João Gabriel do Nascimento, de 10 anos, executa, com razoável desenvoltura, Águas de Março, de Tom Jobim, ao violino. Com dores no pescoço, diz, em tom de brincadeira, que está se sentindo como o astrofísico inglês Stephen Hawking. Filho de uma diarista e um pizzaiolo, João mora no Morro do Cerro Corá, no Cosme Velho, Rio de Janeiro; estuda na Escola Municipal José de Alencar, em Laranjeiras, e aprendeu a ler, sozinho, aos quatro anos. Quando crescer, ainda não sabe se vai ser escritor ou goleiro do Flamengo.

Gustavo Torres da Silva, de 18 anos, é aluno de Engenharia Física na Universidade de Stanford, nos EUA. Nascido no Capão Redondo, bairro pobre da periferia de São Paulo, Gustavo foi aprovado em duas instituições brasileiras – USP, em Engenharia Elétrica, e UFSCar, em Engenharia Física – e cinco americanas: Columbia, Duke, MIT, Harvard e Stanford. Na infância, gostava de ver o pai, técnico de eletrônica, montar e desmontar os eletrodomésticos que trazia para casa.

O que os dois têm em comum? São alunos com altas habilidades, mais conhecidos como superdotados.

Para ser considerado um superdotado, explica a pedagoga Maria Clara Sodré, PhD em Educação pela Universidade de Columbia (EUA), o aluno precisa apresentar, entre outras características, precocidade ou alto potencial em pelo menos uma das sete inteligências definidas pelo psicólogo americano Howard Gardner em sua Teoria das Inteligências Múltiplas.

Em outras palavras: ele precisa ter uma habilidade muito acima da esperada para a sua idade.

No caso de João, sua inteligência é a musical. Como Sivuca e Hermeto Paschoal, dois dos mais virtuosos artistas brasileiros, o menino consegue extrair timbres e sons de qualquer instrumento – musical ou não.

Já a inteligência do Gustavo é a lógico-matemática. Incentivado por seu pai, Adalberto, o garoto gostava de desparafusar o joystick do videogame para ver como funcionava por dentro.

Garimpando talentos

Na maioria das vezes, quem “garimpa” esses diamantes brutos é a própria família. É o caso de Gustavo, que atribui todo o mérito de suas conquistas acadêmicas ao esforço incansável dos pais.

“Se eles não me tivessem dado livros para ler, quebra-cabeças para montar e cursos para estudar, eu não teria chegado tão longe”, reconhece o rapaz.

Em alguns casos, é o professor, em sala de aula, o primeiro a detectá-los.

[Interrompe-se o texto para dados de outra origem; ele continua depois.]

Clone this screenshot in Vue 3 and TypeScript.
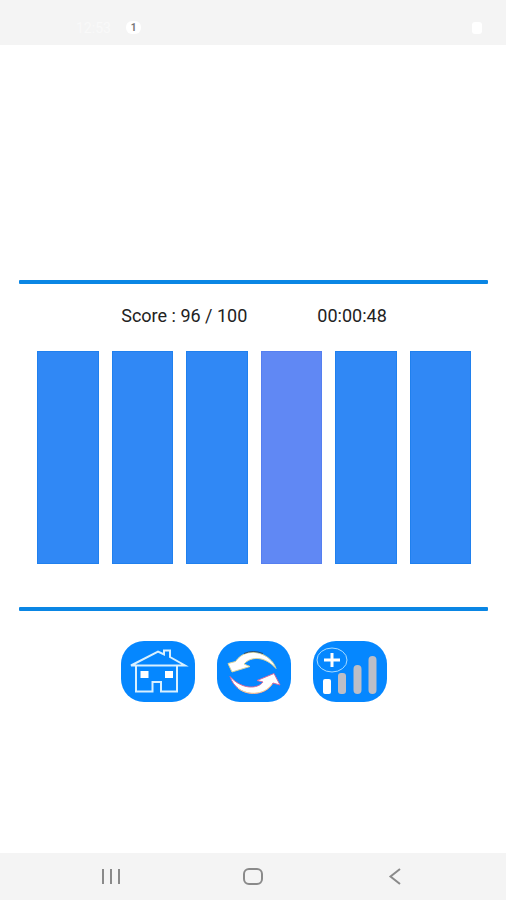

Foi o que aconteceu com Tauat dos Santos Lara, de 14 anos. Quando estudava na Escola Municipal Minas Gerais, na Urca, Zona Sul do Rio, era sempre o primeiro a terminar os exercícios.

“Um dia, a professora de Matemática me indicou livros mais avançados. E até sugeriu que eu pulasse de série”, recorda Tauat. Hoje aluno do 9º ano do Colégio Pedro 2º, Tauat é tricampeão nas Olimpíadas de Matemática das escolas públicas.

Em casa ou no colégio, os sinais são sempre os mesmos. “Aprendem com rapidez, gostam de fazer perguntas, têm excelente memória, apresentam rico vocabulário e tiram notas boas”, enumera a psicóloga Cristina Delou, doutora em Educação pela PUC-SP e professora da Universidade Federal Fluminense (UFF).

Desde 2014, Delou já capacitou 200 professores da rede pública do Rio de Janeiro para reconhecer superdotados.

Os alunos que se destacam dos demais, por terem pensamento lógico, facilidade de aprendizado ou senso de justiça, entre outros atributos, são avaliados por um psicólogo ou um psicopedagogo, através de testes específicos de conhecimento.

Feito o diagnóstico, o estudante é encaminhado a um instituto especializado para aprimorar seu talento.

“Os mitos relacionados à superdotação são incontáveis: uns dizem que eles são gênios, outros, que são bons em tudo e outros, ainda, que não precisam de ajuda. Sem orientação adequada, muitos deles perdem o interesse nos estudos e abandonam a escola”, explica Inês França, gerente de projetos do instituto Ismart, que atua auxiliando superdotados do Rio.